Mason: "I mean, we were incredibly awful, we were a dreadful band, we must have sounded frightful..." "Shades of Pink" from The Source with host Charlie Kendall, 1984

Wright: "I'm still very aware of what we were doing back in the late Sixties. We were very experimental and, because we were, we were playing a lot of bad things, too; I mean not good music." - Saturday Live, BBC Radio One, October 15, 1994

Norman Smith: "When I look back I wonder how we ever managed to get anything done. It was sheer hell. There are no pleasant memories. I always left with a headache." - Mojo Magazine, September 1996

Alan Parsons: "I must say that when I first heard their music, I wasn't terribly impressed. I was working at Hayes [for EMI] and The Piper at the Gates of Dawn album came to me for duplication, and I was thinking if this was to be the music of the future, I wasn't looking forward to it."

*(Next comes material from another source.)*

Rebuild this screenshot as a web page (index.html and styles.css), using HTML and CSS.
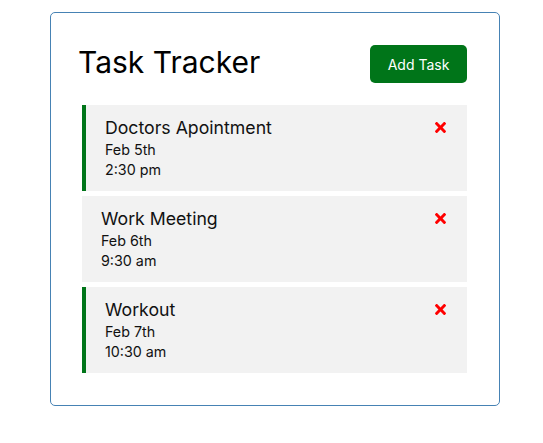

Waters: "I listened to Piper again the other day. Dated isn't quite the word. I just don't think much of it'll last, that's all."

Gilmour: "It seems ridiculous now, but I thought the band was awfully bad at the time when I joined. The gigs I'd seen with Syd were incredibly undisciplined. The leader figure was falling apart, and so was the band." - Rolling Stone, November 19, 1987

Mason: "We didn't know what we wanted, our aspirations were to record, become successful. The band didn't have 10% of the independence it now has. We did everything we were told. At press conferences, we posed as a band and jumped for the photographers. Now we think of it as ridiculous. But we were so naive... and so bad.
interviewer: "Was the entire band really bad?"
Mason: "All of it. That was important in the way we progressed. We could only play in London, because there the audience was more tolerant and was willing to withstand ten minutes of shit to discover five minutes of good music." - interview with Jean-Marie Leduc, March 1973

interviewer: "When you started out with Pink Floyd in the sixties, you made use of an attitude of rebellion."
Gilmour: "We were rebellious youths who didn't like the Establishment and had not mastered their instruments."
interviewer: "And the fans liked that?"
Gilmour: "Yes, in London. People were using drugs, and they joined in everything. An hour of guitar feedback--no problem, they loved it."
interviewer: "And outside London?"
Gilmour: "Outside London people threw bottles at us or left the concert."
interviewer: "How long would it have taken you, on a good evening, to drive everyone away?"
Gilmour: "On a good evening, twenty minutes." - interview in Der Spiegel, June 1995

Wright: "We didn't really like the film. It's hard to say what I thought of our music in More since I didn't hear it with the film, but apparently it works quite well. As an album I don't really much like it."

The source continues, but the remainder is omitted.